The notice stated that Canada “has implemented the visa requirement on St Kitts and Nevis due to concerns about the issuance of passports and identity management practices within its citizenship by investment programme.”
“Canada is acting to protect the safety and security of Canadians and the integrity of our immigration system. The visa requirement will ensure that Canada will be able to properly determine the true identity of St Kitts and Nevis passport holders and to deny entry to those who would otherwise be inadmissible to Canada. Canada continues to welcome genuine visitors from St Kitts and Nevis and has a number of programmes, including a multiple-entry visa, to make it easy for such legitimate visitors to travel to Canada,” the notice further stated.
In November 2013, a scandal erupted after Iranian citizen Alizera Moghadam, turned up at the Canadian border carrying a St Kitts-Nevis diplomatic passport, which he said he paid $1 million for, saying he was there to see to see the Canadian prime minister. Former prime minister Douglas, downplayed the issue and staunchly defended Moghadam’s character, although the Canadian authorities raised eyebrows.
Another issue that was of great concern to the US, Canada, United Kingdom and other countries was the removal of the place of birth from the biometric passports issued by the island in 2012. Douglas said the place of birth was removed upon advice to his then government but the US said that this was an anomaly not in keeping with international practice and had created unnecessary work of verifying the true nationality of persons.
The current government’s reform of the CBI programme has not only been commended by the IMF but by Canada, the European Union, the US and other countries.
“We recognized that mistakes had been made by the former regime,” said Prime Minister Dr Timothy Harris. “The programme had been abused to a point that was willful, almost dishonest. The people voted for a change.”
Harris indicated that this abuse had resulted in strained relationships with Canada and the United States. Explaining that the changes to the programme were not a simple cosmetic fix, he outlined the recent changes made to the programme by his government.
The first change was to the Citizen by Investment Unit.
“We have bolstered the management of the Citizenship-Investment-Unit. We have added staff, given everybody training courses, and initiated organizational changes that allow for a more client-focused team,” he said.
The second change saw the introduction of a new citizen case management system.
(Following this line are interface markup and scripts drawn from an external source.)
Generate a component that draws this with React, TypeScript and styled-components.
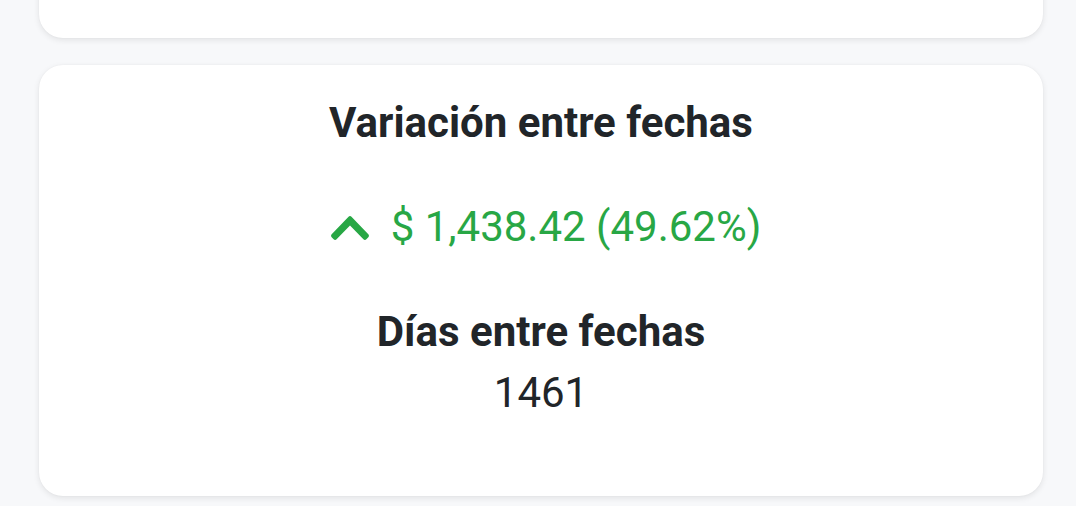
import React from "react";
import styled, { createGlobalStyle } from "styled-components";

const GlobalStyle = createGlobalStyle`
  html, body {
    margin: 0;
    padding: 0;
    background: #f7f8fa;
    font-family: Roboto, "Liberation Sans", Arial, sans-serif;
    color: #212529;
  }
  #root { overflow: hidden; height: 506px; }
`;

const Page = styled.div`
  display: flex;
  flex-direction: column;
  gap: 27px;
  padding: 0 33px 0 39px;
`;

const Card = styled.section<{ $clipped?: boolean }>`
  background: #ffffff;
  border-radius: 24px;
  box-shadow: 0 2px 6px rgba(0, 0, 0, 0.09), 0 0 2px rgba(0, 0, 0, 0.04);
  ${(p) => (p.$clipped ? "height: 100px; margin-top: -62px;" : "")}
`;

const CardBody = styled.div`
  display: flex;
  flex-direction: column;
  align-items: center;
  padding: 33px 0 78px;
  text-align: center;
`;

const Title = styled.h2<{ $gap?: number }>`
  margin: ${(p) => p.$gap ?? 0}px 0 0;
  font-size: 42px;
  line-height: 50px;
  font-weight: 700;
  color: #212529;
`;

const Variation = styled.div`
  margin-top: 54px;
  padding-left: 10px;
  display: flex;
  align-items: center;
  gap: 22px;
  color: #28a745;
  font-size: 42px;
  line-height: 50px;
`;

const Chevron = styled.svg`
  width: 38px;
  height: 24px;
  fill: #28a745;
  display: block;
  margin-top: 2px;
`;

const Value = styled.div`
  margin-top: 11px;
  font-size: 42px;
  line-height: 50px;
  font-weight: 400;
  color: #212529;
`;

export default function App() {
  return (
    <>
      <GlobalStyle />
      <Page>
        <Card $clipped />
        <Card>
          <CardBody>
            <Title>Variación entre fechas</Title>
            <Variation>
              <Chevron viewBox="5 123 438 266" preserveAspectRatio="none" aria-hidden="true">
                <path d="M240.971 130.524l194.343 194.343c9.373 9.373 9.373 24.569 0 33.941l-22.667 22.667c-9.357 9.357-24.522 9.375-33.901.04L224 227.495 69.255 381.516c-9.379 9.335-24.544 9.317-33.901-.04l-22.667-22.667c-9.373-9.373-9.373-24.569 0-33.941L207.03 130.525c9.372-9.373 24.568-9.373 33.941-.001z" />
              </Chevron>
              <span>$ 1,438.42 (49.62%)</span>
            </Variation>
            <Title $gap={55}>Días entre fechas</Title>
            <Value>1461</Value>
          </CardBody>
        </Card>
      </Page>
    </>
  );
}
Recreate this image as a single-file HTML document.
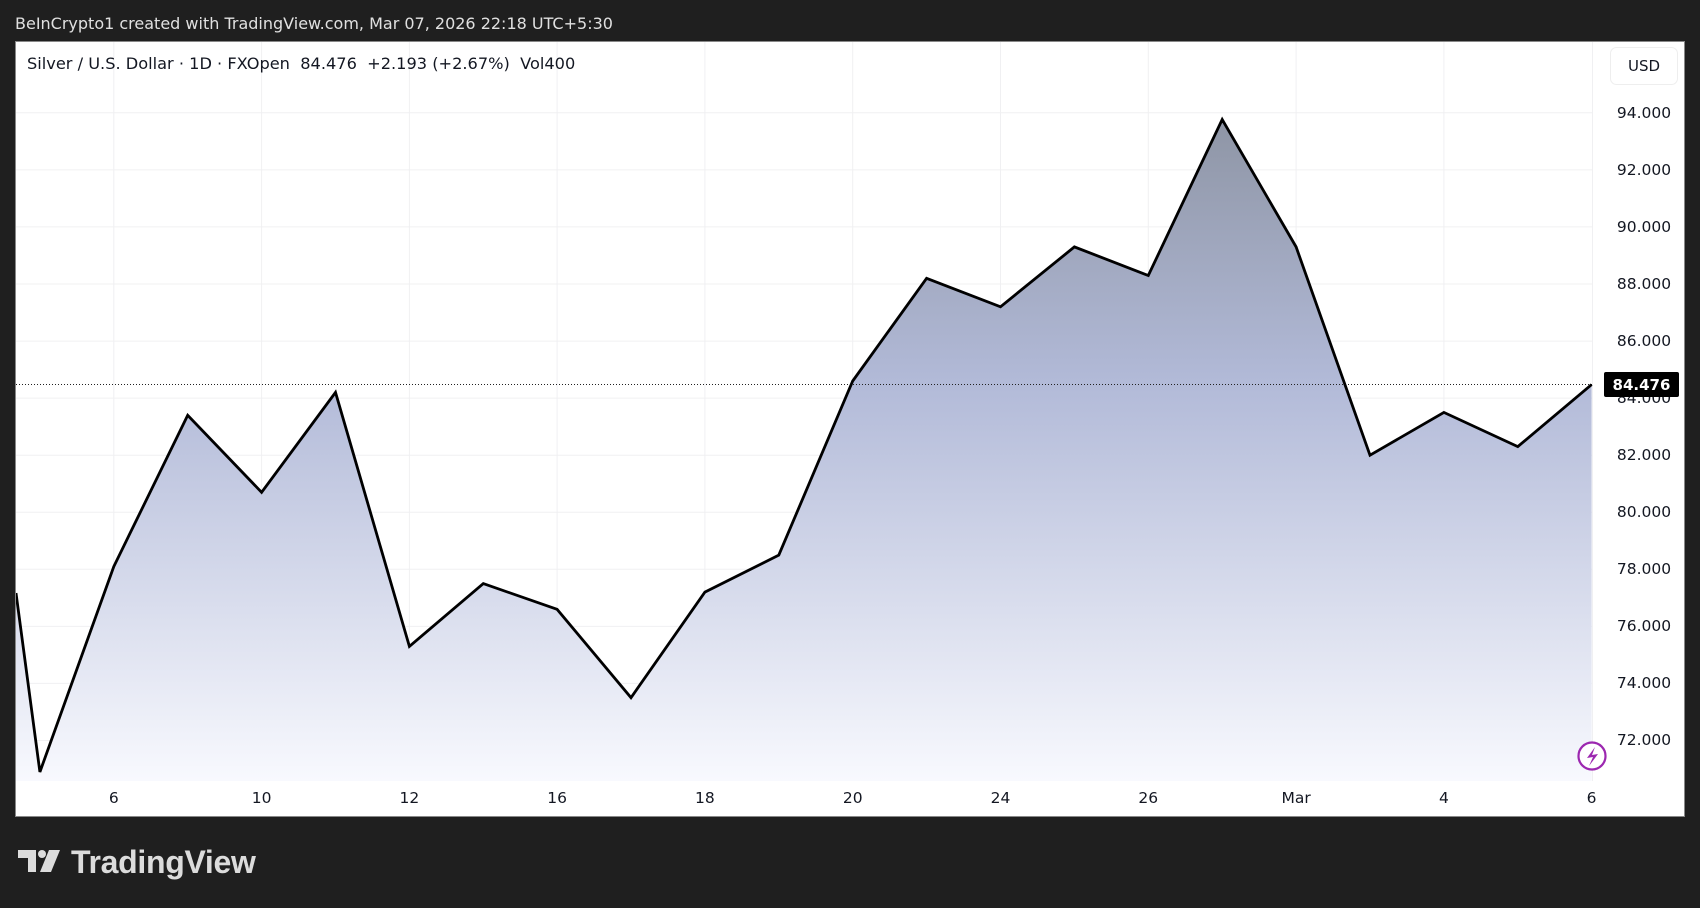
<!DOCTYPE html>
<html><head><meta charset="utf-8"><style>
body{margin:0;width:1700px;height:908px;background:#1f1f1f;overflow:hidden;font-family:"DejaVu Sans","Liberation Sans",sans-serif}
svg{position:absolute;left:0;top:0}
</style></head><body>
<svg width="1700" height="908" viewBox="0 0 1700 908">
<defs>
<linearGradient id="g" x1="0" y1="118" x2="0" y2="781" gradientUnits="userSpaceOnUse">
<stop offset="0" stop-color="#8e95a5"/><stop offset="0.4" stop-color="#b2bad8"/><stop offset="1" stop-color="#f8f9fe"/>
</linearGradient>
<clipPath id="c"><rect x="16" y="42" width="1577" height="739"/></clipPath>
</defs>
<text x="15" y="29" fill="#e0e0e0" font-size="16">BeInCrypto1 created with TradingView.com, Mar 07, 2026 22:18 UTC+5:30</text>
<rect x="15.5" y="41.5" width="1669" height="775" fill="#fff" stroke="#888"/>
<g stroke="#f0f0f2" stroke-width="1">
<line x1="16" x2="1593" y1="112.8" y2="112.8"/><line x1="16" x2="1593" y1="169.9" y2="169.9"/><line x1="16" x2="1593" y1="226.9" y2="226.9"/><line x1="16" x2="1593" y1="284" y2="284"/><line x1="16" x2="1593" y1="341.1" y2="341.1"/><line x1="16" x2="1593" y1="398.1" y2="398.1"/><line x1="16" x2="1593" y1="455.2" y2="455.2"/><line x1="16" x2="1593" y1="512.3" y2="512.3"/><line x1="16" x2="1593" y1="569.3" y2="569.3"/><line x1="16" x2="1593" y1="626.4" y2="626.4"/><line x1="16" x2="1593" y1="683.4" y2="683.4"/><line x1="16" x2="1593" y1="740.5" y2="740.5"/>
<line y1="42" y2="781" x1="113.8" x2="113.8"/><line y1="42" y2="781" x1="261.6" x2="261.6"/><line y1="42" y2="781" x1="409.4" x2="409.4"/><line y1="42" y2="781" x1="557.1" x2="557.1"/><line y1="42" y2="781" x1="704.9" x2="704.9"/><line y1="42" y2="781" x1="852.7" x2="852.7"/><line y1="42" y2="781" x1="1000.5" x2="1000.5"/><line y1="42" y2="781" x1="1148.3" x2="1148.3"/><line y1="42" y2="781" x1="1296.1" x2="1296.1"/><line y1="42" y2="781" x1="1443.9" x2="1443.9"/><line y1="42" y2="781" x1="1592.5" x2="1592.5"/>
</g>
<g clip-path="url(#c)">
<path fill="url(#g)" d="M16 593 L39.9 772 L113.8 566.5 L187.7 415.3 L261.6 492.3 L335.5 392.4 L409.4 646.4 L483.3 583.6 L557.1 609.3 L631 697.7 L704.9 592.1 L778.8 555.1 L852.7 381 L926.6 278.3 L1000.5 306.8 L1074.4 246.9 L1148.3 275.5 L1222.2 119.5 L1296.1 246.9 L1370 455.2 L1443.9 412.4 L1517.8 446.6 L1591.6 384.6 L1591.6 781 L16 781Z"/>
<line x1="16" x2="1593" y1="384.5" y2="384.5" stroke="#222" stroke-dasharray="1 2"/>
<path fill="none" stroke="#000" stroke-width="2.8" stroke-linejoin="miter" d="M16 593 L39.9 772 L113.8 566.5 L187.7 415.3 L261.6 492.3 L335.5 392.4 L409.4 646.4 L483.3 583.6 L557.1 609.3 L631 697.7 L704.9 592.1 L778.8 555.1 L852.7 381 L926.6 278.3 L1000.5 306.8 L1074.4 246.9 L1148.3 275.5 L1222.2 119.5 L1296.1 246.9 L1370 455.2 L1443.9 412.4 L1517.8 446.6 L1591.6 384.6"/>
</g>
<text x="27" y="69" fill="#131722" font-size="16.2" xml:space="preserve">Silver / U.S. Dollar · 1D · FXOpen  84.476  +2.193 (+2.67%)  Vol400</text>
<rect x="1610.5" y="47.5" width="67" height="37" rx="6" fill="#fff" stroke="#eee"/>
<text x="1644" y="71" text-anchor="middle" fill="#131722" font-size="15">USD</text>
<g fill="#131722" font-size="15.5" text-anchor="middle">
<text x="1644" y="118">94.000</text><text x="1644" y="175">92.000</text><text x="1644" y="232">90.000</text><text x="1644" y="289">88.000</text><text x="1644" y="346">86.000</text><text x="1644" y="403">84.000</text><text x="1644" y="460">82.000</text><text x="1644" y="517">80.000</text><text x="1644" y="574">78.000</text><text x="1644" y="631">76.000</text><text x="1644" y="688">74.000</text><text x="1644" y="745">72.000</text>
<text x="113.8" y="803">6</text><text x="261.6" y="803">10</text><text x="409.4" y="803">12</text><text x="557.1" y="803">16</text><text x="704.9" y="803">18</text><text x="852.7" y="803">20</text><text x="1000.5" y="803">24</text><text x="1148.3" y="803">26</text><text x="1296.1" y="803">Mar</text><text x="1443.9" y="803">4</text><text x="1591.6" y="803">6</text>
</g>
<rect x="1604" y="372" width="75" height="25" rx="2" fill="#000"/>
<text x="1641.5" y="390" text-anchor="middle" fill="#fff" font-size="15" font-weight="bold">84.476</text>
<circle cx="1592" cy="756" r="13.5" fill="#fff" stroke="#9c27b0" stroke-width="2.2"/>
<path d="M1595 747 L1587 758 L1593 757 L1589 766 L1598 754 L1592 755 Z" fill="#9c27b0"/>
<g fill="#dcdcdc">
<path d="M18 850 H36 V872 H28 V858 H18 Z"/><circle cx="42" cy="854" r="4"/><path d="M49 850 H60 L51 872 H40 Z"/>
</g>
<text x="71" y="873" fill="#dcdcdc" font-family="Liberation Sans,sans-serif" font-size="32" font-weight="bold" letter-spacing="-0.3">TradingView</text>
</svg>
</body></html>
This system, the first of its kind in the Caribbean, will allow for faster processing of applications. According to Harris, “This system allows 24-hour access for the input of applications, as well as tracking of applications as they work through the system.”
The third change was the adjustment of workflows geared at enabling faster response times in application processing.
“We are no longer processing applications in a linear fashion,” said Harris, who later revealed that “due diligence reports are received and files are reviewed immediately thereafter rather than being held until old files are cleared.”
The fourth change according to Harris was the commissioning of a technical committee, in accordance with a 2015 amendment to the law. He explained that “this institutes a more formal and documented process over the denial of applications”.
The fifth and final change announced by Harris was aimed towards assisting in the protection of the applicant’s investments in real estate transactions.
“We have improved the acknowledgement phase of the processing cycle. Files are now being acknowledged on an average of five days after receipt, well within the ten-day window, and much improved from earlier this year and last year. Finally, we have tabled changes to the law regarding escrow accounts,” he noted.
Harris is confident that these changes will assist in launching the programme into a progressive and prosperous future.
Additionally, the government has promised to provide a full accounting of the financial management of the Sugar Industry Diversification Fund (SIDF) in its policy of transparency, accountability and good governance to the electorate. Since taking office in February 2015, Harris disclosed in the National Assembly that “as of the 31st of December, 2015, there were 10, 777 primary passports issued under the CBI programme”.
In what he described as “an onerous task” in obtaining the information of the issuance of passports under the programme before 2005, Harris reported that in 2005, six passports were issued; in 2006, there were 19 issued; 2007 saw the issuance of 75, while in 2008 there were 202 passports; in 2009, there were 292 passports issued; in 2010, 664 were issued; in 2011, there were 1,092; 1,758 passports were issued in 2012; 2,044 in 2013; in 2014, there were 2,329; and 2015, 2,296.
Figures with respect to how many persons have become economic citizens under the St Kitts and Nevis CBI programme were veiled in secrecy under the Douglas-led regime for over 20 years, despite requests by the media and others for that information.